For a battry charger, normally slow control loop can do the job, since the battery itself is not a very dynamic load, so a simple microcontroller with a pwm can do the job. Just be sure you foresee some hardware for protecting the power electronics and the battery in case of software bugs or microcontroller issues (like missing clock, ...).

Another simple option is to use a simple TL494 (or newer versions of it) and set up the internal opamp-circuit for voltage and current limit. You can drive the reference for these control loops by two pwm outputs of the microcontroller. This is probably the safest and easiest solution. (I used it in a battery charger some years ago).

Stefaan
 

Hi Stefan,

Thank you very much. I am really sorry about my belated thanks to you. I went on vaccation so could not access the internet and see the reply.

You gave me confidence in proceeding with the circuit having the switches controlled by PWM.

I will reply here once i suceed in my way.

Many thanks again.

Regards,
Deer
 

you need fast ADC like in dspic to do digital control.

you need knowledge of PID algorithm too...and dsp programming.

what about analog chip doing it , with ucontroller to supervise?
 

Yes many people suggest the idea of having analog chip to control the converter and the micro to monitor it.

But i could not find or understand the concept of varying the output voltage and current of the converter output as the analog IC does not take any input from the external IC's (Micro) to vary its PWM for voltage and current control

Am i not looking the right component correctly?

Regards,
M.Nagarajan
 

suppose you have some analog smps ic that drives power electronics needed, the smps switch uses somewhere a reference for its internal control loop. The trick is to vary this reference with a micro controller.

For this strategy, you need an smps design that has an external reference input. And if possible for both voltage and current. If I may refer back to my post about using the TL494 (very old chip, ...), if you look into some datasheets and application notes, you will find some possibilities to make a voltage and current controlled system. There are two control loops, one for current, and one for voltage, both control loops are tied together with a diode, so the lowest request wins the game (voltage regulation or current regulation).
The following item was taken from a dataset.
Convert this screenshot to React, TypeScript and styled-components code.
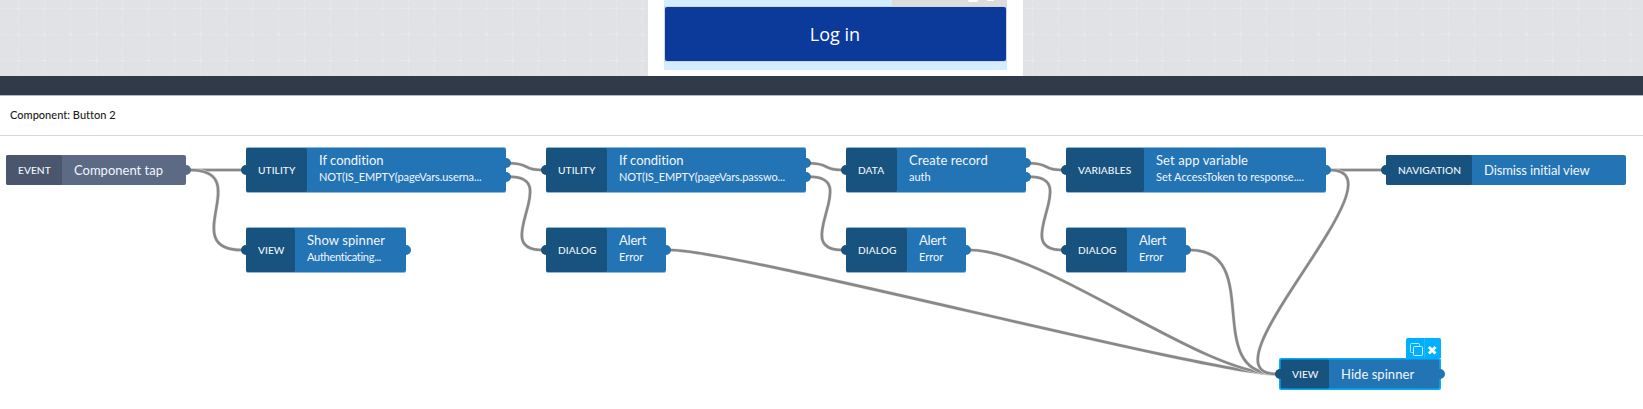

You can best compare it to a proper bench top power supply that has a maximum voltage and a maximum current regulation knob.

If you first make a design that fully works in all desired conditions with only the power stage hooked up (by setting the reference voltage with potentiometers, ...), you can start thinking on adding the micro-controller for the battery-charging process. The micro also has to measure the momentary output current and voltage, and can decide what to do with the references for the desired maximum current and voltage.

Since the micro controller does not have to do high speed duty-cycle settings, but only some slow-changing reference values, the reference can be made with a PWM-output from the micro controller. Hook up an appropriate RC to the micro controllers PWM/Timer peripheral and there the reference is.